- **Exercise instructions**:
Copy each line below in which the string "components" occurs.

- **Dataset content**:

-=-=-

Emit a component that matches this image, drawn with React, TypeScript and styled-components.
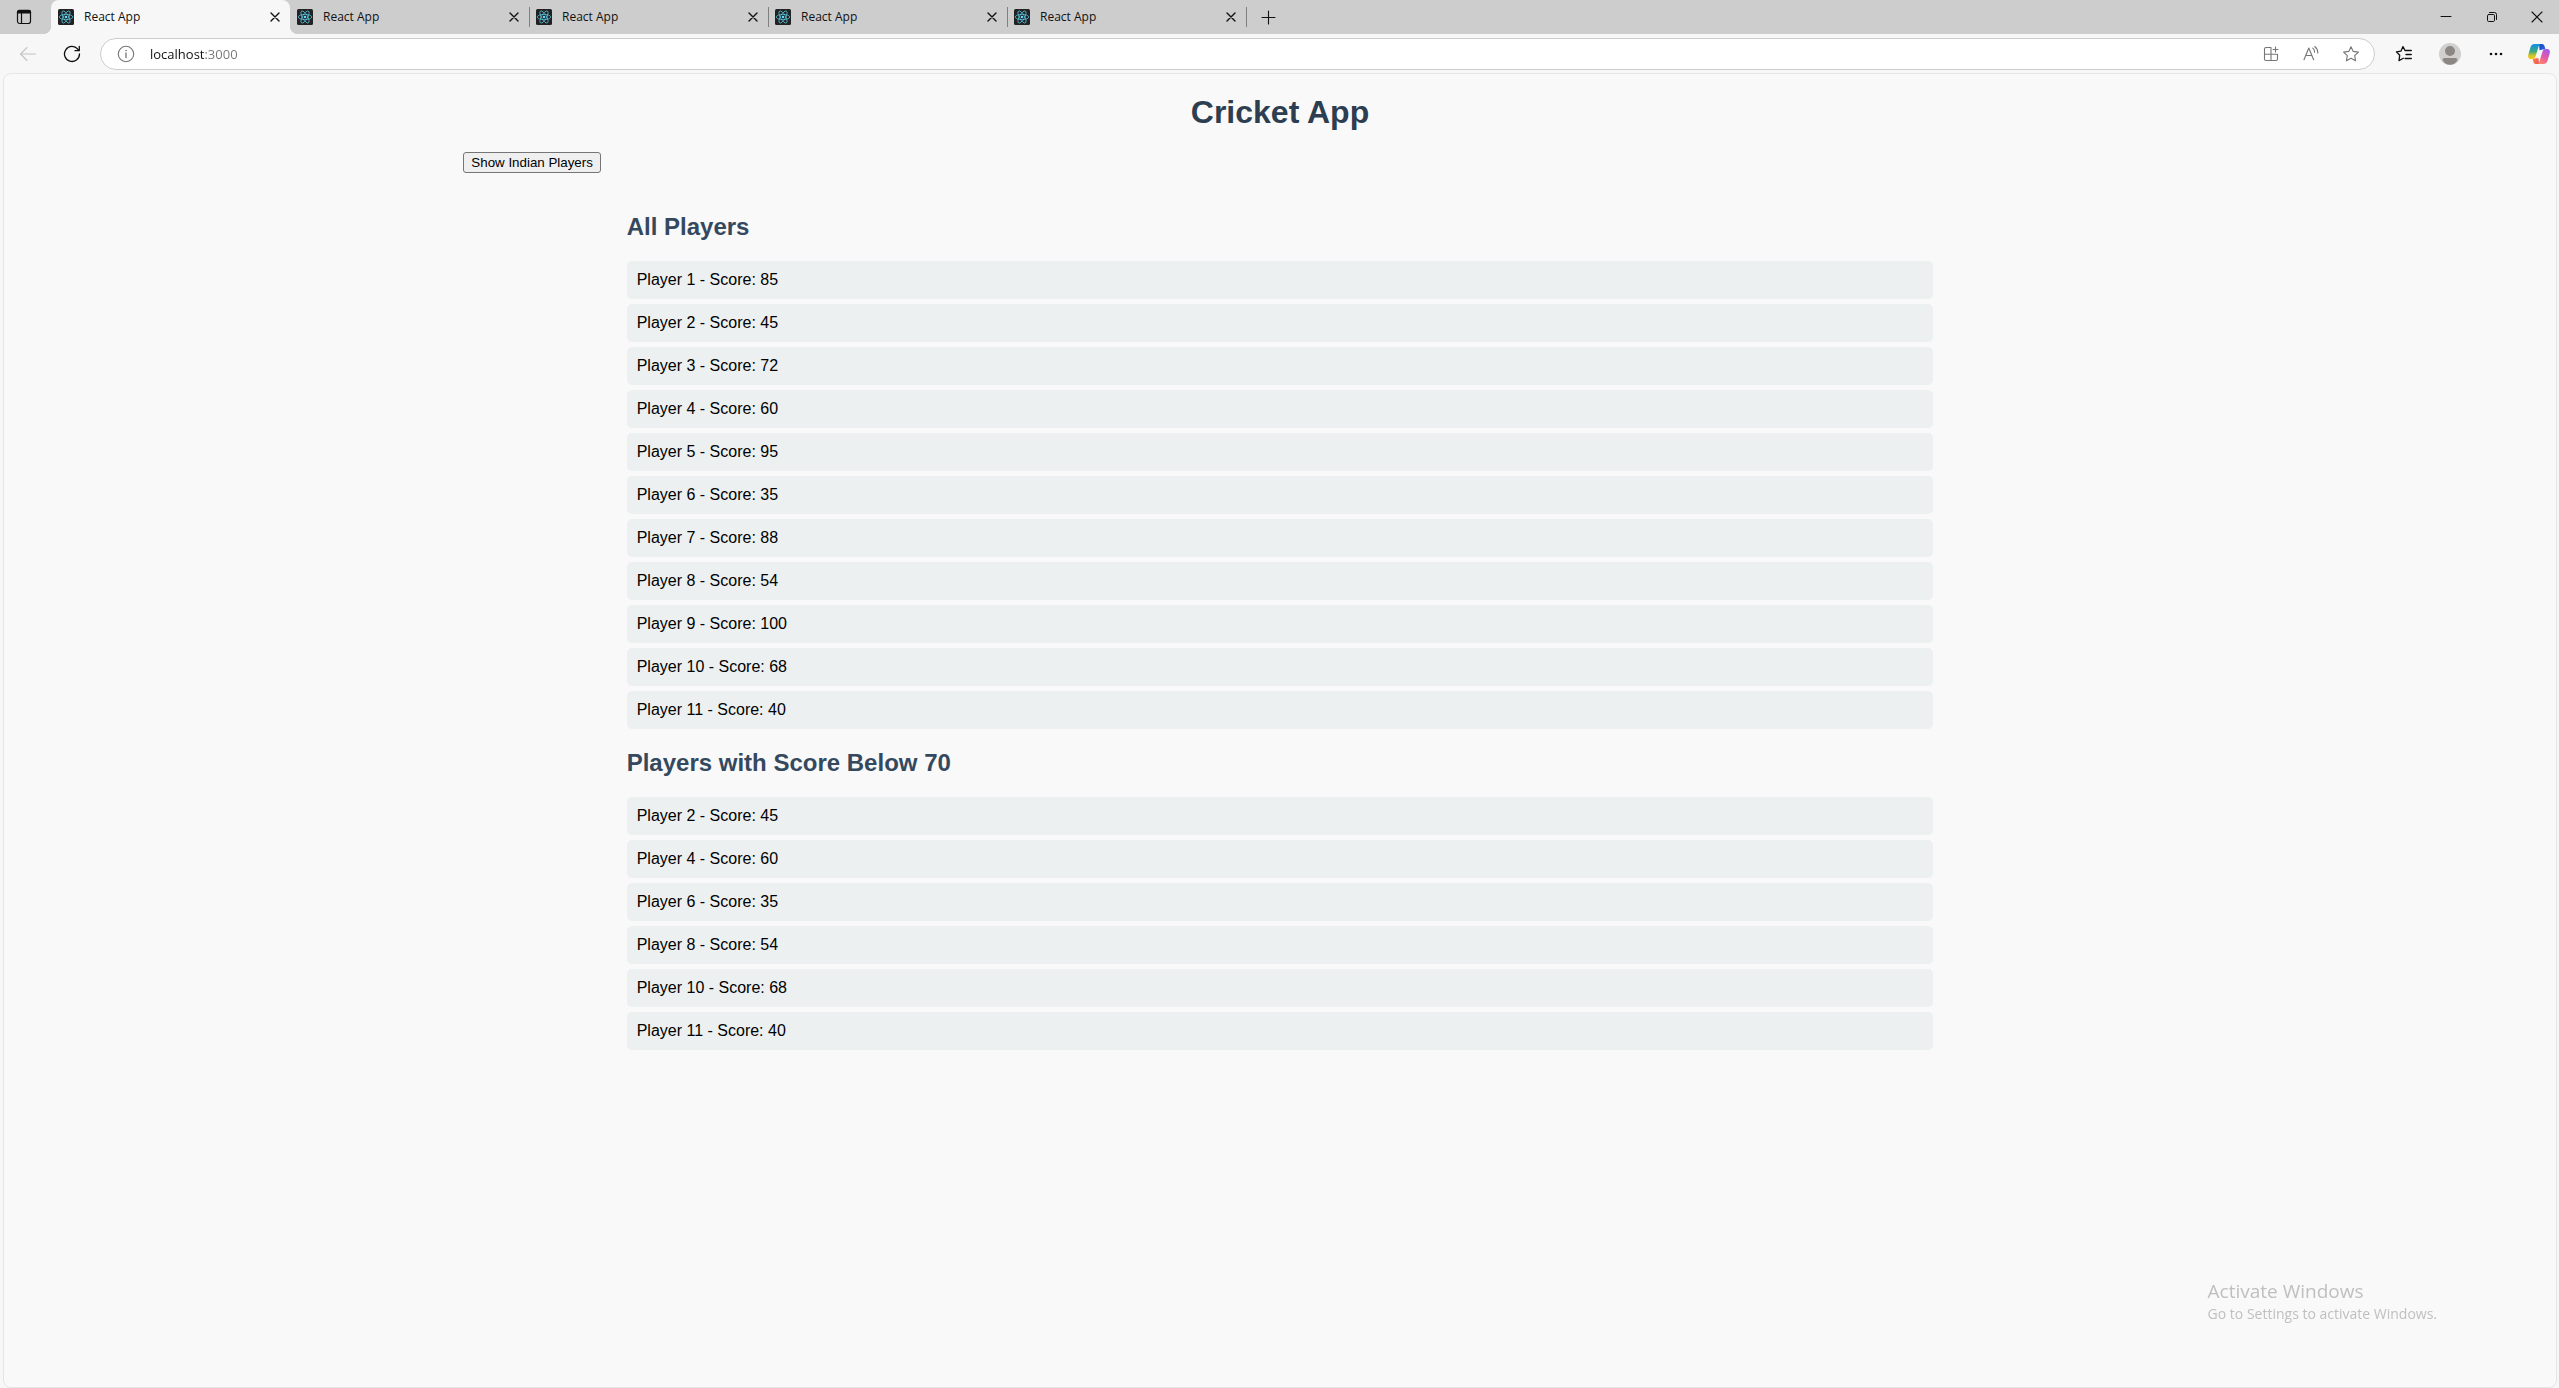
import React, { useState } from "react";
import styled, { createGlobalStyle } from "styled-components";

const GlobalStyle = createGlobalStyle`
  *, *::before, *::after { box-sizing: border-box; }
  body {
    margin: 0;
    background: #f7f7f7;
    color: #000;
    font-family: "Liberation Sans", Arial, sans-serif;
  }
`;

const uiFont = `"Segoe UI", "Open Sans", sans-serif`;

const Window = styled.div`
  display: flex;
  flex-direction: column;
  min-height: 100vh;
  background: #f7f7f7;
`;

/* ---------- tab strip ---------- */

const TabStrip = styled.header`
  display: flex;
  height: 34px;
  background: #cdcdcd;
  font-family: ${uiFont};
`;

const IconButton = styled.button<{ $width: number; $color?: string }>`
  display: flex;
  flex: none;
  align-items: center;
  justify-content: center;
  width: ${(p) => p.$width}px;
  height: 100%;
  padding: 0;
  border: 0;
  background: none;
  color: ${(p) => p.$color ?? "#111"};
`;

const TabList = styled.nav`
  display: flex;
  padding-left: 3px;
`;

const Tab = styled.div<{ $active: boolean; $divided: boolean }>`
  position: relative;
  display: flex;
  align-items: center;
  width: 239px;
  padding: 0 7px;
  border-radius: 8px 8px 0 0;
  background: ${(p) => (p.$active ? "#f7f7f7" : "transparent")};

  &::before {
    content: "";
    display: ${(p) => (p.$divided ? "block" : "none")};
    position: absolute;
    left: 0;
    top: 7px;
    width: 1px;
    height: 20px;
    background: #808080;
  }
`;

const TabFoot = styled.span<{ $side: "left" | "right" }>`
  position: absolute;
  bottom: 0;
  ${(p) => p.$side}: -8px;
  width: 8px;
  height: 8px;
  background: radial-gradient(
    circle at ${(p) => (p.$side === "left" ? "0 0" : "100% 0")},
    transparent 8px,
    #f7f7f7 8px
  );
`;

const TabTitle = styled.button`
  display: flex;
  flex: 1;
  align-items: center;
  gap: 10px;
  height: 100%;
  padding: 0;
  border: 0;
  background: none;
  color: #111;
  font-family: ${uiFont};
  font-size: 12px;
  line-height: 16px;
`;

const NewTabHolder = styled.div`
  position: relative;
  display: flex;

  &::before {
    content: "";
    position: absolute;
    left: 0;
    top: 7px;
    width: 1px;
    height: 20px;
    background: #808080;
  }
`;

const WindowControls = styled.div`
  display: flex;
  margin-left: auto;
`;

/* ---------- toolbar ---------- */

const Toolbar = styled.div`
  display: flex;
  align-items: center;
  height: 39px;
  padding-left: 6px;
`;

const AddressBar = styled.form`
  display: flex;
  flex: 1;
  align-items: center;
  height: 32px;
  margin: 0 6px;
  padding: 0 3px 0 5px;
  border: 1px solid #cccccc;
  border-radius: 16px;
  background: #fff;
`;

const AddressInput = styled.input`
  flex: 1;
  min-width: 0;
  padding: 0 0 0 4px;
  border: 0;
  outline: 0;
  background: linear-gradient(90deg, #111 59px, #767676 59px);
  background-clip: text;
  -webkit-background-clip: text;
  color: #111;
  -webkit-text-fill-color: transparent;
  font-family: ${uiFont};
  font-size: 13px;
  line-height: 20px;
`;

/* ---------- page ---------- */

const Page = styled.main`
  flex: 1;
  margin: 0 2px 0 3px;
  padding: 20px 0;
  border: 1px solid #e6e6e6;
  border-radius: 8px;
  background: #f9f9f9;
`;

const Title = styled.h1`
  margin: 0 0 22px;
  color: #2c3e50;
  font-size: 32px;
  line-height: 36px;
  text-align: center;
`;

const Content = styled.div`
  width: 64%;
  margin: 0 auto;
`;

const ToggleButton = styled.button`
  display: block;
  height: 21px;
  padding: 1px 7px;
  border: 1px solid #767676;
  border-radius: 3px;
  background: #efefef;
  color: #000;
  font-family: "Liberation Sans", Arial, sans-serif;
`;

const Lists = styled.div`
  width: 80%;
  margin: 0 auto;
  padding-top: 20px;
`;

const SectionTitle = styled.h2`
  margin: 20px 0;
  color: #34495e;
  font-size: 24px;
  line-height: 28px;
`;

const PlayerList = styled.ul`
  display: flex;
  flex-direction: column;
  gap: 5px;
  margin: 0;
  padding: 0;
  list-style: none;
`;

const PlayerRow = styled.li`
  padding: 10px;
  border-radius: 5px;
  background: #ecf0f1;
  font-size: 16px;
  line-height: 18px;
`;

const Watermark = styled.aside`
  position: fixed;
  right: 122px;
  bottom: 64px;
  color: #bfbfbf;
  font-family: ${uiFont};
  pointer-events: none;
`;

const WatermarkTitle = styled.p`
  margin: 0;
  font-size: 19px;
  line-height: 26px;
`;

const WatermarkText = styled.p`
  margin: 0;
  font-size: 14px;
  line-height: 20px;
`;

/* ---------- icons ---------- */

const Svg = ({
  w,
  h = w,
  sw = 1,
  children,
}: {
  w: number;
  h?: number;
  sw?: number;
  children: React.ReactNode;
}) => (
  <svg
    width={w}
    height={h}
    viewBox={`0 0 ${w} ${h}`}
    fill="none"
    stroke="currentColor"
    strokeWidth={sw}
    strokeLinecap="round"
    strokeLinejoin="round"
    aria-hidden="true"
  >
    {children}
  </svg>
);

const TabActionsIcon = () => (
  <Svg w={16} sw={1.2}>
    <rect x="1.5" y="1.5" width="13" height="13" rx="2.2" />
    <path d="M1.5 4V3a1.6 1.6 0 0 1 1.6-1.6h9.8A1.6 1.6 0 0 1 14.5 3v1z" fill="currentColor" />
    <path d="M5.5 4v10.5" />
  </Svg>
);

const ReactIcon = () => (
  <svg width="16" height="16" viewBox="0 0 16 16" aria-hidden="true">
    <rect width="16" height="16" rx="1.5" fill="#222" />
    <g fill="none" stroke="#61dafb" strokeOpacity="0.8" strokeWidth="0.8">
      <ellipse cx="8" cy="8" rx="6.8" ry="2.6" />
      <ellipse cx="8" cy="8" rx="6.8" ry="2.6" transform="rotate(60 8 8)" />
      <ellipse cx="8" cy="8" rx="6.8" ry="2.6" transform="rotate(120 8 8)" />
    </g>
    <circle cx="8" cy="8" r="1.3" fill="#61dafb" />
  </svg>
);

const CloseIcon = () => (
  <Svg w={10} sw={1.4}>
    <path d="M1 1l8 8M9 1l-8 8" />
  </Svg>
);

const PlusIcon = () => (
  <Svg w={15} sw={1.1}>
    <path d="M7.5 1v13M1 7.5h13" />
  </Svg>
);

const MinimizeIcon = () => (
  <Svg w={12}>
    <path d="M1 5.5h10" />
  </Svg>
);

const RestoreIcon = () => (
  <Svg w={12}>
    <rect x="1.5" y="3.5" width="7" height="7" rx="1.2" />
    <path d="M3.5 1.5H8.5a2 2 0 0 1 2 2V8.5" />
  </Svg>
);

const WindowCloseIcon = () => (
  <Svg w={12} sw={1.1}>
    <path d="M1 1l10 10M11 1L1 11" />
  </Svg>
);

const BackIcon = () => (
  <Svg w={18} sw={1.1}>
    <path d="M16.5 9H1.5M8 2.5L1.5 9L8 15.5" />
  </Svg>
);

const RefreshIcon = () => (
  <Svg w={18} sw={1.3}>
    <path d="M16.5 9A7.5 7.5 0 1 1 14.8 4.2L16 5.5M16.3 1.5V5.7H12" />
  </Svg>
);

const InfoIcon = () => (
  <Svg w={18} sw={1.1}>
    <circle cx="9" cy="9" r="7.7" />
    <path d="M9 8v4.5" strokeWidth="1.3" />
    <circle cx="9" cy="5.6" r="0.5" fill="currentColor" strokeWidth="0.5" />
  </Svg>
);

const AppsIcon = () => (
  <Svg w={16} sw={1.1}>
    <path d="M8 1.5H3A1.5 1.5 0 0 0 1.5 3V13A1.5 1.5 0 0 0 3 14.5H13A1.5 1.5 0 0 0 14.5 13V8.3H1.5M8 1.5V14.5M12.5 1v5M10 3.5h5" />
  </Svg>
);

const ReadAloudIcon = () => (
  <Svg w={18} sw={1.1}>
    <path d="M2 14.8L6.8 3L11.6 14.8M3.7 10.5H9.9M10.8 3.2a5 5 0 0 1 1.8 4M12.8 1.5a8 8 0 0 1 3 6.5" />
  </Svg>
);

const StarIcon = () => (
  <Svg w={18} sw={1.1}>
    <path d="M9 1.7L11.25 6.4L16.4 7.1L12.65 10.7L13.6 15.8L9 13.35L4.4 15.8L5.35 10.7L1.6 7.1L6.75 6.4Z" />
  </Svg>
);

const FavoritesIcon = () => (
  <Svg w={18} sw={1.3}>
    <path d="M10 5.5L8 1.6L5.9 6.2L1.4 6.8L4.7 10.3L4 15.6L8.3 13.3M10 5.5H16.3M11 9.5H16.3M10 13.5H16.3" />
  </Svg>
);

const AvatarIcon = () => (
  <svg width="22" height="22" viewBox="0 0 22 22" aria-hidden="true">
    <circle cx="11" cy="11" r="11" fill="#d2d0ce" />
    <circle cx="11" cy="8" r="5" fill="#8a8785" />
    <path d="M3.5 17a2 2 0 0 1 2-2h11a2 2 0 0 1 2 2c-1.2 3-4.3 4.7-7.5 4.7S4.7 20 3.5 17z" fill="#8a8785" />
  </svg>
);

const MoreIcon = () => (
  <svg width="14" height="4" viewBox="0 0 14 4" fill="currentColor" aria-hidden="true">
    <circle cx="2" cy="2" r="1.3" />
    <circle cx="7" cy="2" r="1.3" />
    <circle cx="12" cy="2" r="1.3" />
  </svg>
);

const CopilotIcon = () => (
  <svg width="22" height="20" viewBox="0 0 22 20" aria-hidden="true">
    <defs>
      <linearGradient id="cpLeft" x1="0" y1="0" x2="0" y2="1">
        <stop offset="0.1" stopColor="#1593dc" />
        <stop offset="0.5" stopColor="#3cab7c" />
        <stop offset="0.75" stopColor="#c9c52e" />
        <stop offset="1" stopColor="#ffc61a" />
      </linearGradient>
      <linearGradient id="cpRight" x1="0.7" y1="0" x2="0.2" y2="1">
        <stop offset="0" stopColor="#a55be8" />
        <stop offset="0.5" stopColor="#e65aa6" />
        <stop offset="1" stopColor="#ff8a66" />
      </linearGradient>
      <linearGradient id="cpTop" x1="0" y1="0" x2="1" y2="1">
        <stop offset="0" stopColor="#1646c4" />
        <stop offset="1" stopColor="#2a6fe0" />
      </linearGradient>
      <linearGradient id="cpBottom" x1="0" y1="0" x2="1" y2="1">
        <stop offset="0" stopColor="#ff9a3c" />
        <stop offset="1" stopColor="#ee4a5a" />
      </linearGradient>
    </defs>
    <path d="M11 0h3c1.6 0 2.2 1 2.6 2.3L17.5 5.5h-2.3c-2 0-3 1-3.5 2.500z" fill="url(#cpTop)" />
    <path d="M11 20H8c-1.6 0-2.2-1-2.6-2.3L4.5 14.5h2.300c2 0 3-1 3.500-2.500z" fill="url(#cpBottom)" />
    <path d="M6.5 0H13c-1.3 0-1.9 1-2.4 2.5L7.5 12.5c-.5 1.6-1.5 2.5-3.3 2.5H3C.7 15-.3 13.4.2 11L2.6 3C3.2 1 4.5 0 6.5 0z" fill="url(#cpLeft)" />
    <path d="M15.5 20H9c1.3 0 1.9-1 2.4-2.5L14.500 7.500c.5-1.6 1.5-2.5 3.3-2.5H19c2.3 0 3.3 1.6 2.8 4L19.4 17c-.6 2-1.9 3-3.9 3z" fill="url(#cpRight)" />
    <path d="M11.4 6h2.800l-2.600 8.300H8.600z" fill="#f7f7f7" />
  </svg>
);

/* ---------- data ---------- */

type Player = { name: string; score: number };

const scores = [85, 45, 72, 60, 95, 35, 88, 54, 100, 68, 40];
const players: Player[] = scores.map((score, i) => ({ name: `Player ${i + 1}`, score }));
const tabs = [0, 1, 2, 3, 4];

const Players = ({ title, items }: { title: string; items: Player[] }) => (
  <section>
    <SectionTitle>{title}</SectionTitle>
    <PlayerList>
      {items.map((p) => (
        <PlayerRow key={p.name}>{`${p.name} - Score: ${p.score}`}</PlayerRow>
      ))}
    </PlayerList>
  </section>
);

export default function App() {
  const [url, setUrl] = useState("localhost:3000");

  return (
    <>
      <GlobalStyle />
      <Window>
        <TabStrip>
          <IconButton $width={48} aria-label="Tab actions">
            <TabActionsIcon />
          </IconButton>
          <TabList aria-label="Tabs">
            {tabs.map((i) => (
              <Tab key={i} $active={i === 0} $divided={i > 1}>
                {i === 0 && <TabFoot $side="left" />}
                {i === 0 && <TabFoot $side="right" />}
                <TabTitle>
                  <ReactIcon />
                  React App
                </TabTitle>
                <IconButton $width={16} aria-label="Close tab">
                  <CloseIcon />
                </IconButton>
              </Tab>
            ))}
          </TabList>
          <NewTabHolder>
            <IconButton $width={44} aria-label="New tab">
              <PlusIcon />
            </IconButton>
          </NewTabHolder>
          <WindowControls>
            <IconButton $width={46} aria-label="Minimize">
              <MinimizeIcon />
            </IconButton>
            <IconButton $width={46} aria-label="Restore">
              <RestoreIcon />
            </IconButton>
            <IconButton $width={44} aria-label="Close">
              <WindowCloseIcon />
            </IconButton>
          </WindowControls>
        </TabStrip>

        <Toolbar>
          <IconButton $width={44} $color="#c4c4c4" aria-label="Back">
            <BackIcon />
          </IconButton>
          <IconButton $width={44} aria-label="Refresh">
            <RefreshIcon />
          </IconButton>
          <AddressBar onSubmit={(e) => e.preventDefault()}>
            <IconButton type="button" $width={40} $color="#767676" aria-label="Site information">
              <InfoIcon />
            </IconButton>
            <AddressInput
              aria-label="Address"
              value={url}
              onChange={(e) => setUrl(e.target.value)}
            />
            <IconButton type="button" $width={40} $color="#767676" aria-label="Apps">
              <AppsIcon />
            </IconButton>
            <IconButton type="button" $width={40} $color="#767676" aria-label="Read aloud">
              <ReadAloudIcon />
            </IconButton>
            <IconButton type="button" $width={40} $color="#767676" aria-label="Add to favorites">
              <StarIcon />
            </IconButton>
          </AddressBar>
          <IconButton $width={46} aria-label="Favorites">
            <FavoritesIcon />
          </IconButton>
          <IconButton $width={46} aria-label="Profile">
            <AvatarIcon />
          </IconButton>
          <IconButton $width={46} aria-label="Settings and more">
            <MoreIcon />
          </IconButton>
          <IconButton $width={40} aria-label="Copilot">
            <CopilotIcon />
          </IconButton>
        </Toolbar>

        <Page>
          <Title>Cricket App</Title>
          <Content>
            <ToggleButton>Show Indian Players</ToggleButton>
            <Lists>
              <Players title="All Players" items={players} />
              <Players
                title="Players with Score Below 70"
                items={players.filter((p) => p.score < 70)}
              />
            </Lists>
          </Content>
        </Page>

        <Watermark>
          <WatermarkTitle>Activate Windows</WatermarkTitle>
          <WatermarkText>Go to Settings to activate Windows.</WatermarkText>
        </Watermark>
      </Window>
    </>
  );
}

-=-=-

- **Written reply**:
Emit a component that matches this image, drawn with React, TypeScript and styled-components.
import styled, { createGlobalStyle } from "styled-components";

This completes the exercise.